There’s a new type of HTTP cookie that exploits an HTML5 hack. The long and short of it is that the cookie becomes immortal. The cookie is capable of leaping across browsers on your computer. It re-instates itself after a user has deleted it.
It’s not right. And analysts should reject it.
I’ve long been dissatisfied with the concept of ‘unique visitor’, by and large because it’s a highly unstable proxy measure for a person. People go into private browsing during key points in their day, anti-virus programs tend to root out these ‘tracking cookies’ as malware. and owing to an unfortunate three fiddy event in 2000 – people of a certain demography routinely clear their cookies. A commenter on Hacker News appeared to justify the use of these hacked cookies, arguing that you couldn’t assume that people really wanted to delete their cookies.

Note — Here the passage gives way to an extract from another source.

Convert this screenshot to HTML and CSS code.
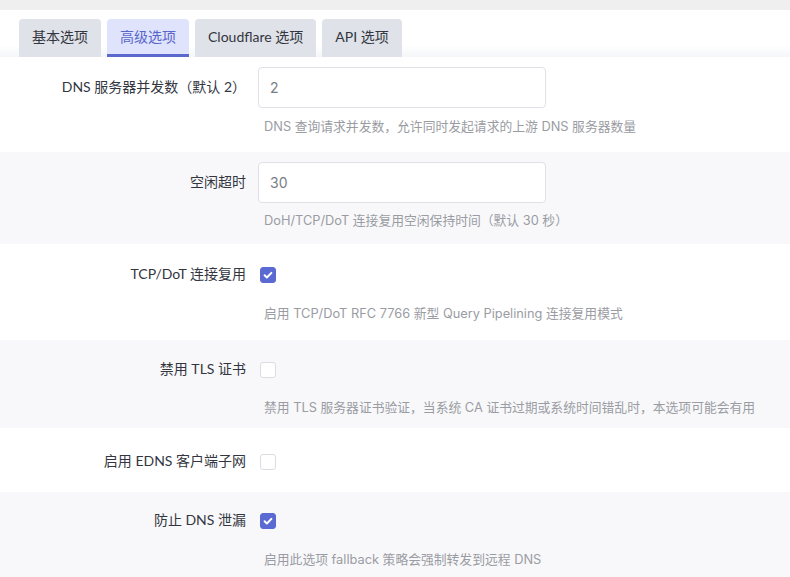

I disagree. Clearly, the cookie retention curve is decaying because more and more people want to delete them. They may not understand what the cookies actually are. But they still want to delete them – possibly because they don’t understand them.
Some SEO, SEM, and affiliate folks are very excited about these cookies. They are often compensated on 30 to 90 day cookies – where a person exposed to something they did actually buys something further down the line., A leftward shifting cookie retention curve damages their compensation model. They’re clearly incented to use these immortal cookies.
So are web analysts for that matter. The Unique Visitor metric, the closest proxy for the old-world media term ‘REACH’, has been difficult to work with. It’s instability is very difficult to explain, quickly, to an impatient audience. It’s non-additive. It’s very nature, and how it’s complicated by time scale, results in all sorts of additional error. Using immortal cookies would suddenly make the first problem disappear. It could make conversion rates, if they use unique visitors as the denominator, appear to go up.
The power to delete cookies must reside squarely in the hands of the individual. This isn’t only the right thing to do, it also keeps your practice out of the mud, and out of the court room.